Similarity and Generalization: from Noise to CorruptionDownload PDF

Published: 01 Feb 2023, Last Modified: 13 Feb 2023Submitted to ICLR 2023Readers: Everyone
Keywords: double descent, online/offline training, generalization, similarity learning, noise
TL;DR: We investigate for the first time double descent and online/offline training in the context of similarity learning and find that the resulting learning model is heavily affected both by the topology of the dataset and noise.

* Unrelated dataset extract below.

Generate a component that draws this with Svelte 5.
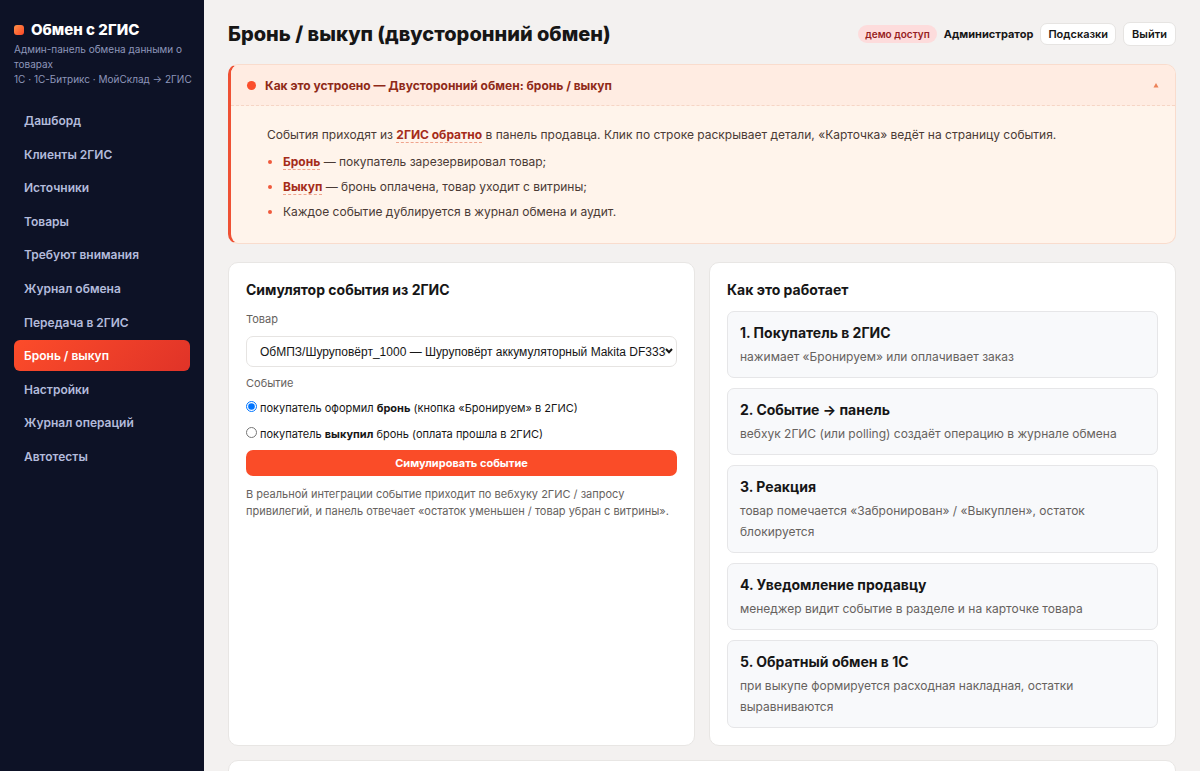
<script lang="ts">
  const nav = [
    'Дашборд',
    'Клиенты 2ГИС',
    'Источники',
    'Товары',
    'Требуют внимания',
    'Журнал обмена',
    'Передача в 2ГИС',
    'Бронь / выкуп',
    'Настройки',
    'Журнал операций',
    'Автотесты',
  ];

  const steps = [
    { title: 'Покупатель в 2ГИС', text: 'нажимает «Бронируем» или оплачивает заказ' },
    { title: 'Событие → панель', text: 'вебхук 2ГИС (или polling) создаёт операцию в журнале обмена' },
    { title: 'Реакция', text: 'товар помечается «Забронирован» / «Выкуплен», остаток блокируется' },
    { title: 'Уведомление продавцу', text: 'менеджер видит событие в разделе и на карточке товара' },
    { title: 'Обратный обмен в 1С', text: 'при выкупе формируется расходная накладная, остатки выравниваются' },
  ];

  let active = $state('Бронь / выкуп');
  let kind = $state('reserve');
  let hintOpen = $state(true);
</script>

<div class="layout">
  <aside class="sidebar">
    <div class="brand"><span class="logo"></span>Обмен с 2ГИС</div>
    <div class="tagline">
      Админ-панель обмена данными о товарах
      <div class="sources">1С · 1С-Битрикс · МойСклад → 2ГИС</div>
    </div>
    <nav>
      {#each nav as item}
        <a href="#top" class:active={item === active} onclick={() => (active = item)}>{item}</a>
      {/each}
    </nav>
  </aside>

  <main>
    <header class="topbar">
      <h1>Бронь / выкуп (двусторонний обмен)</h1>
      <div class="user">
        <span class="badge">демо доступ</span>
        <strong>Администратор</strong>
        <button class="btn small" type="button">Подсказки</button>
        <button class="btn" type="button">Выйти</button>
      </div>
    </header>

    <section class="hint">
      <button class="hint-head" type="button" aria-expanded={hintOpen} onclick={() => (hintOpen = !hintOpen)}>
        <span class="dot"></span>
        <span class="hint-title">Как это устроено — Двусторонний обмен: бронь / выкуп</span>
        <svg class="caret" viewBox="0 0 6 6" aria-hidden="true"><path d="M3 1 L5.5 5.5 H0.5 Z" /></svg>
      </button>
      {#if hintOpen}
        <div class="hint-body">
          <p>
            События приходят из <b>2ГИС обратно</b> в панель продавца. Клик по строке раскрывает детали, «Карточка» ведёт на страницу события.
          </p>
          <ul>
            <li><b>Бронь</b> — покупатель зарезервировал товар;</li>
            <li><b>Выкуп</b> — бронь оплачена, товар уходит с витрины;</li>
            <li>Каждое событие дублируется в журнал обмена и аудит.</li>
          </ul>
        </div>
      {/if}
    </section>

    <div class="columns">
      <section class="card">
        <h2>Симулятор события из 2ГИС</h2>
        <form onsubmit={(e) => e.preventDefault()}>
          <label class="label" for="product">Товар</label>
          <div class="select">
            <select id="product">
              <option>ОбМПЗ/Шуруповёрт_1000 — Шуруповёрт аккумуляторный Makita DF333DWYE</option>
            </select>
            <svg viewBox="0 0 8 6" aria-hidden="true"><path d="M1 1 L4 4.2 L7 1" /></svg>
          </div>
          <div class="label" id="kind">Событие</div>
          <div class="radios" role="radiogroup" aria-labelledby="kind">
            <label>
              <input type="radio" name="kind" value="reserve" bind:group={kind} />
              <span>покупатель оформил <b>бронь</b> (кнопка «Бронируем» в 2ГИС)</span>
            </label>
            <label>
              <input type="radio" name="kind" value="buyout" bind:group={kind} />
              <span>покупатель <b>выкупил</b> бронь (оплата прошла в 2ГИС)</span>
            </label>
          </div>
          <button class="primary" type="submit">Симулировать событие</button>
        </form>
        <p class="note">
          В реальной интеграции событие приходит по вебхуку 2ГИС / запросу привилегий, и панель отвечает «остаток уменьшен / товар убран с витрины».
        </p>
      </section>

      <section class="card">
        <h2>Как это работает</h2>
        <div class="steps">
          {#each steps as step, i}
            <div class="step">
              <h3>{i + 1}. {step.title}</h3>
              <p>{step.text}</p>
            </div>
          {/each}
        </div>
      </section>
    </div>

    <section class="card log"></section>
  </main>
</div>

<style>
  :global(body) {
    margin: 0;
    background: #f3f1f0;
  }

  .layout {
    display: flex;
    height: 100vh;
    font-family: Inter, 'Liberation Sans', sans-serif;
    font-size: 12px;
    color: #161616;
  }

  .layout * {
    box-sizing: border-box;
  }

  h1,
  h2,
  h3,
  p,
  ul {
    margin: 0;
    padding: 0;
  }

  button,
  select {
    font-family: inherit;
    color: inherit;
    cursor: pointer;
  }

  .sidebar {
    flex: none;
    width: 204px;
    padding: 20px 14px;
    background: #0d1226;
  }

  .brand {
    display: flex;
    align-items: center;
    gap: 7px;
    line-height: 20px;
    font-size: 15px;
    font-weight: 800;
    color: #fff;
  }

  .logo {
    width: 10px;
    height: 10px;
    border-radius: 3px;
    background: linear-gradient(135deg, #ff9248, #fb4627);
  }

  .tagline {
    margin: 2px 0 18px;
    line-height: 15px;
    font-size: 10px;
    color: #8d96ba;
  }

  .sources {
    white-space: nowrap;
  }

  nav {
    display: grid;
    grid-auto-rows: 1fr;
    gap: 2px;
    height: 367px;
  }

  nav a {
    display: flex;
    align-items: center;
    padding: 0 10px;
    border-radius: 6px;
    font-size: 12px;
    font-weight: 600;
    color: #b3bbdb;
    text-decoration: none;
  }

  nav a.active {
    background: linear-gradient(135deg, #fc4c2a, #e03328);
    color: #fff;
  }

  main {
    flex: 1;
    min-width: 0;
    padding: 20px 24px;
    overflow-y: auto;
    scrollbar-width: none;
  }

  .topbar {
    display: flex;
    align-items: center;
    justify-content: space-between;
    height: 28px;
    margin-bottom: 16px;
  }

  h1 {
    font-size: 20px;
    font-weight: 800;
  }

  .user {
    display: flex;
    align-items: center;
    gap: 7px;
    font-size: 11px;
  }

  .badge {
    padding: 0 7px;
    border-radius: 9px;
    line-height: 18px;
    background: #fddcdc;
    font-size: 10px;
    font-weight: 600;
    color: #971d22;
  }

  .btn {
    padding: 0 8px;
    border: 1px solid #e6e4e2;
    border-radius: 7px;
    line-height: 22px;
    background: #fff;
    font-size: 11px;
    font-weight: 600;
  }

  .btn.small {
    padding: 0 7px;
    line-height: 20px;
  }

  .hint {
    margin-bottom: 18px;
    border: 1px solid #f9dccd;
    border-left: 3px solid #ef5134;
    border-radius: 10px;
    background: #fff4eb;
    overflow: hidden;
  }

  .hint-head {
    display: flex;
    align-items: center;
    gap: 9px;
    width: 100%;
    height: 41px;
    padding: 0 16px;
    border: 0;
    border-bottom: 1px dashed #f6d5c5;
    background: #ffece2;
    text-align: left;
  }

  .dot {
    width: 9px;
    height: 9px;
    border-radius: 50%;
    background: #fb4e2c;
  }

  .hint-title {
    flex: 1;
    font-size: 12px;
    font-weight: 700;
    color: #8f2a18;
  }

  .caret {
    width: 6px;
    height: 6px;
    fill: #ec8258;
  }

  .hint-body {
    padding: 19px 36px 21px;
    line-height: 20px;
    font-size: 12px;
    color: #4a3a35;
  }

  .hint-body b {
    border-bottom: 1px dashed #efa48d;
    font-weight: 700;
    color: #a52c1a;
  }

  .hint-body ul {
    display: grid;
    gap: 5px;
    margin-top: 7px;
    list-style: none;
  }

  .hint-body li::before {
    content: '';
    display: inline-block;
    width: 4px;
    height: 4px;
    margin: 0 11px 2px 1px;
    border-radius: 50%;
    background: #f0593c;
  }

  .columns {
    display: grid;
    grid-template-columns: 1fr 1fr;
    gap: 14px;
    margin-bottom: 14px;
  }

  .card {
    min-width: 0;
    padding: 17px;
    border: 1px solid #e8e6e4;
    border-radius: 10px;
    background: #fff;
  }

  h2 {
    margin-bottom: 11px;
    line-height: 20px;
    font-size: 14px;
    font-weight: 700;
  }

  form {
    display: flex;
    flex-direction: column;
  }

  .label {
    line-height: 17px;
    font-size: 11px;
    color: #66625e;
  }

  .select {
    display: flex;
    position: relative;
    margin: 8px 0;
  }

  select {
    width: 100%;
    height: 31px;
    padding: 0 10px 0 13px;
    border: 1px solid #e6e4e2;
    border-radius: 7px;
    appearance: none;
    background: #fff;
    font-family: 'Liberation Sans', Arial, sans-serif;
    font-size: 12px;
  }

  .select svg {
    position: absolute;
    top: 12px;
    right: 4px;
    width: 8px;
    height: 6px;
    fill: none;
    stroke: #161616;
    stroke-width: 2;
    pointer-events: none;
  }

  .radios {
    display: grid;
    gap: 6px;
    margin: 6px 0;
  }

  .radios label {
    display: flex;
    align-items: center;
    gap: 3px;
    line-height: 20px;
    font-size: 11px;
  }

  .radios input {
    width: 11px;
    height: 11px;
    margin: 0 0 3px;
  }

  .primary {
    height: 26px;
    border: 0;
    border-radius: 7px;
    background: #fa4c28;
    font-size: 11px;
    font-weight: 700;
    color: #fff;
  }

  .note {
    margin-top: 10px;
    line-height: 17px;
    font-size: 11px;
    color: #66625e;
  }

  .steps {
    display: grid;
    gap: 10px;
  }

  .step {
    padding: 10px 12px;
    border: 1px solid #e6e6e8;
    border-radius: 7px;
    background: #f8f9fb;
  }

  h3 {
    margin-bottom: 3px;
    line-height: 21px;
    font-size: 14px;
    font-weight: 700;
  }

  .step p {
    line-height: 21px;
    font-size: 12px;
    color: #66625e;
  }

  .log {
    min-height: 200px;
  }
</style>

Abstract: Contrastive learning aims to extract distinctive features from data by finding an embedding representation where similar samples are close to each other, and different ones are far apart. We study how NNs generalize the concept of similarity in the presence of noise, investigating two phenomena: Double Descent (DD) behavior and online/offline correspondence. While DD examines how the network adjusts to the dataset during a long training time or by increasing the number of parameters, online/offline correspondence compares the network performances varying the quality (diversity) of the dataset. We focus on the simplest contrastive learning representative: Siamese Neural Networks (SNNs). We point out that SNNs can be affected by two distinct sources of noise: Pair Label Noise (PLN) and Single Label Noise (SLN). The effect of SLN is asymmetric, but it preserves similarity relations, while PLN is symmetric but breaks transitivity. We find that DD also appears in SNNs and is exacerbated by noise. We show that the dataset topology crucially affects generalization. While sparse datasets show the same performances under SLN and PLN for an equal amount of noise, SLN outperforms PLN in the overparametrized region in dense datasets. Indeed, in this regime, PLN similarity violation becomes macroscopical, corrupting the dataset to the point where complete overfitting cannot be achieved. We call this phenomenon Density-Induced Break of Similarity (DIBS). Probing the equivalence between online optimization and offline generalization in SNNs, we find that their correspondence breaks down in the presence of label noise for all the scenarios considered.